The Machine That Sniffs Out Chemical Plot Twists

The punchline is that the chemistry lab’s new fortune teller does not read tea leaves - it reads the energy bill for every suspicious little intermediate hiding backstage.

Friends, gather close to the wireless, because today’s episode features a familiar villain: the reaction yield. That innocent-looking percentage tells you how much product you actually got after the molecules finished their tiny bar fight. Chemists want it high. Reality often says, “Best I can do is a disappointing smear in a flask.”

Machine learning has been drafted into this struggle for years. Feed it reaction data, ask it to predict yield, and hope it does not behave like a racetrack tipster with a GPU. The trouble is that many models use descriptors - numerical summaries of molecules - that work statistically but do not always explain themselves chemically. They can predict, yes. But when asked why, they stare at you like a radio with a loose tube.

The Machine That Sniffs Out Chemical Plot Twists

Doba, Harabuchi, Nagata, and Maeda’s new JACS paper tries a more civilized arrangement: make the model look at physically meaningful chemistry from the start.

Tonight’s Mystery: Where Did the Yield Go?

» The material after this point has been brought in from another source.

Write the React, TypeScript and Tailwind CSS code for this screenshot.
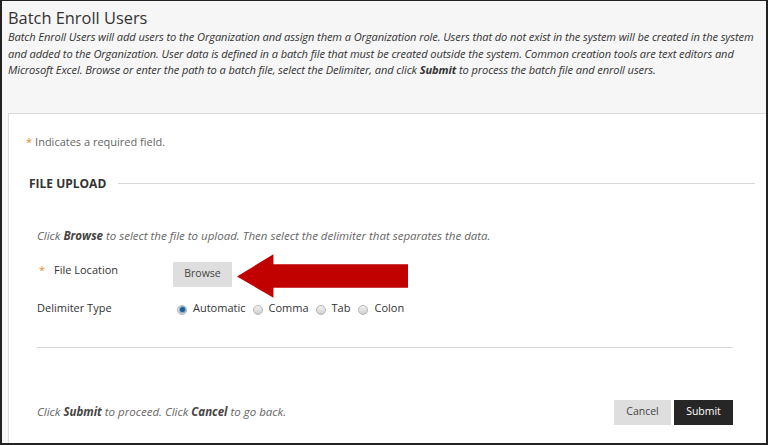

The team’s idea is beautifully direct. Instead of describing a reaction using handpicked molecular features, they build an “energy descriptor” from possible reaction intermediates. In plain English: they ask, “What molecular pit stops might exist along the route, and how energetic are they?”

That matters because reaction mechanisms are not just decorative arrows in a textbook. A mechanism is the proposed step-by-step path from reactants to products, including short-lived intermediates and high-energy transition states. Those intermediates can make or break a reaction. Some are helpful stepping stones. Others are chemical side streets with bad lighting.

To find these possible intermediates, the authors used single-component artificial force induced reaction, or SC-AFIR. AFIR is an automated reaction path search method that nudges molecular structures around to explore possible reaction routes without demanding that a human guess every pathway in advance. Think of it as sending a very stubborn mechanical bloodhound through the reaction landscape, except the bloodhound has no nose and runs on quantum chemistry.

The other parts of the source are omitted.